# [YOUR TASK]
Reproduce the listing below without changes, except that pictures are left out.

------------------------------------------------------------------------

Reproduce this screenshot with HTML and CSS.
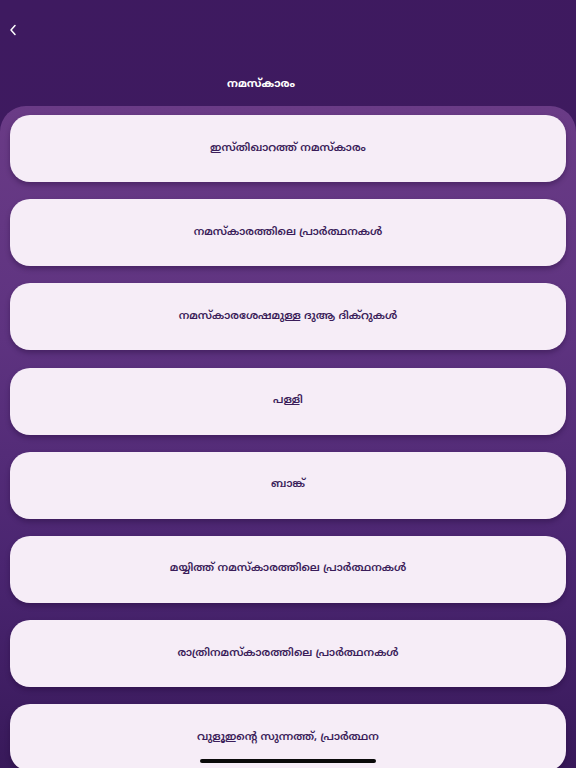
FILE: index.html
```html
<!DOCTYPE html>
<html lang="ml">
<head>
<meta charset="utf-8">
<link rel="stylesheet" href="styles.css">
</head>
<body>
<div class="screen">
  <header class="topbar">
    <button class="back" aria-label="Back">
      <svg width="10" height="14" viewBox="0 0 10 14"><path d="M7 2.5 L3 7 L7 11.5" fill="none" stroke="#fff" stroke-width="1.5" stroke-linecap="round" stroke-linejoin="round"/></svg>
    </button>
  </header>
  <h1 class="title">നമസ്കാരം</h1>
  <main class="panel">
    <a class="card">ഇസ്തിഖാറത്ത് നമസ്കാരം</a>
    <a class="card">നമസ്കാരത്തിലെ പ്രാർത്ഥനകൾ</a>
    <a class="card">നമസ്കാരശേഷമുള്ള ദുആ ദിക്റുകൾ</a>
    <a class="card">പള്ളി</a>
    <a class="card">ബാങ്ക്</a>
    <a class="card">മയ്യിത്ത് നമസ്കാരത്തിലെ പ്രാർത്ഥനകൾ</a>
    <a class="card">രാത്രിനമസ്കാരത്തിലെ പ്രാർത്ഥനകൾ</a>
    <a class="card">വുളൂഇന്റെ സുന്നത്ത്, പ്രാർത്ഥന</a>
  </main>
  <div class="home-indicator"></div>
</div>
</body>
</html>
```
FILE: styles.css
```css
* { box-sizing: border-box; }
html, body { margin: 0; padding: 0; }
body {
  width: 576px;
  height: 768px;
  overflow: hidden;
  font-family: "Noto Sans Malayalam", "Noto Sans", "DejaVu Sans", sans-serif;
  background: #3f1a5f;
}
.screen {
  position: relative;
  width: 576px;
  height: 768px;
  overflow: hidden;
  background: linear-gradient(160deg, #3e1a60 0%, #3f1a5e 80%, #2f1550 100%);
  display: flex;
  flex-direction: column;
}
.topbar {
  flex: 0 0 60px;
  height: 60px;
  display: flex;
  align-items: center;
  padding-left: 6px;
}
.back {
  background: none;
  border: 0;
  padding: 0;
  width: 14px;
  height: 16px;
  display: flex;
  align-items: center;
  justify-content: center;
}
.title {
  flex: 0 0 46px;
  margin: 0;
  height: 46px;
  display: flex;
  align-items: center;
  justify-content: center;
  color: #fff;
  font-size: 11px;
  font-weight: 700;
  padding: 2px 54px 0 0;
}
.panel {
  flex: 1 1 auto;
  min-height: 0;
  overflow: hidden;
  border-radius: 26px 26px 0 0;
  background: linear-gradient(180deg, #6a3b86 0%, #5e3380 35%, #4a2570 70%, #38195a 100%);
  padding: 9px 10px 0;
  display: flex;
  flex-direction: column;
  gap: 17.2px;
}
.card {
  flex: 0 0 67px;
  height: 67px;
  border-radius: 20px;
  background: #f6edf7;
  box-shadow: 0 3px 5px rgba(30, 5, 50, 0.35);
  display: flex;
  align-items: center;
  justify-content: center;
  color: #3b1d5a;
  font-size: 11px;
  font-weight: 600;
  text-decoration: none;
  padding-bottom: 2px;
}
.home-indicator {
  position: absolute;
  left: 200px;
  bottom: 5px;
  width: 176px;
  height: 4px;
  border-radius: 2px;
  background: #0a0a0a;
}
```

------------------------------------------------------------------------

# [RESULT OF THE TASK]
Reproduce this screenshot with HTML and CSS.
FILE: index.html
```html
<!DOCTYPE html>
<html lang="ml">
<head>
<meta charset="utf-8">
<link rel="stylesheet" href="styles.css">
</head>
<body>
<div class="screen">
  <header class="topbar">
    <button class="back" aria-label="Back">
      <svg width="10" height="14" viewBox="0 0 10 14"><path d="M7 2.5 L3 7 L7 11.5" fill="none" stroke="#fff" stroke-width="1.5" stroke-linecap="round" stroke-linejoin="round"/></svg>
    </button>
  </header>
  <h1 class="title">നമസ്കാരം</h1>
  <main class="panel">
    <a class="card">ഇസ്തിഖാറത്ത് നമസ്കാരം</a>
    <a class="card">നമസ്കാരത്തിലെ പ്രാർത്ഥനകൾ</a>
    <a class="card">നമസ്കാരശേഷമുള്ള ദുആ ദിക്റുകൾ</a>
    <a class="card">പള്ളി</a>
    <a class="card">ബാങ്ക്</a>
    <a class="card">മയ്യിത്ത് നമസ്കാരത്തിലെ പ്രാർത്ഥനകൾ</a>
    <a class="card">രാത്രിനമസ്കാരത്തിലെ പ്രാർത്ഥനകൾ</a>
    <a class="card">വുളൂഇന്റെ സുന്നത്ത്, പ്രാർത്ഥന</a>
  </main>
  <div class="home-indicator"></div>
</div>
</body>
</html>
```
FILE: styles.css
```css
* { box-sizing: border-box; }
html, body { margin: 0; padding: 0; }
body {
  width: 576px;
  height: 768px;
  overflow: hidden;
  font-family: "Noto Sans Malayalam", "Noto Sans", "DejaVu Sans", sans-serif;
  background: #3f1a5f;
}
.screen {
  position: relative;
  width: 576px;
  height: 768px;
  overflow: hidden;
  background: linear-gradient(160deg, #3e1a60 0%, #3f1a5e 80%, #2f1550 100%);
  display: flex;
  flex-direction: column;
}
.topbar {
  flex: 0 0 60px;
  height: 60px;
  display: flex;
  align-items: center;
  padding-left: 6px;
}
.back {
  background: none;
  border: 0;
  padding: 0;
  width: 14px;
  height: 16px;
  display: flex;
  align-items: center;
  justify-content: center;
}
.title {
  flex: 0 0 46px;
  margin: 0;
  height: 46px;
  display: flex;
  align-items: center;
  justify-content: center;
  color: #fff;
  font-size: 11px;
  font-weight: 700;
  padding: 2px 54px 0 0;
}
.panel {
  flex: 1 1 auto;
  min-height: 0;
  overflow: hidden;
  border-radius: 26px 26px 0 0;
  background: linear-gradient(180deg, #6a3b86 0%, #5e3380 35%, #4a2570 70%, #38195a 100%);
  padding: 9px 10px 0;
  display: flex;
  flex-direction: column;
  gap: 17.2px;
}
.card {
  flex: 0 0 67px;
  height: 67px;
  border-radius: 20px;
  background: #f6edf7;
  box-shadow: 0 3px 5px rgba(30, 5, 50, 0.35);
  display: flex;
  align-items: center;
  justify-content: center;
  color: #3b1d5a;
  font-size: 11px;
  font-weight: 600;
  text-decoration: none;
  padding-bottom: 2px;
}
.home-indicator {
  position: absolute;
  left: 200px;
  bottom: 5px;
  width: 176px;
  height: 4px;
  border-radius: 2px;
  background: #0a0a0a;
}
```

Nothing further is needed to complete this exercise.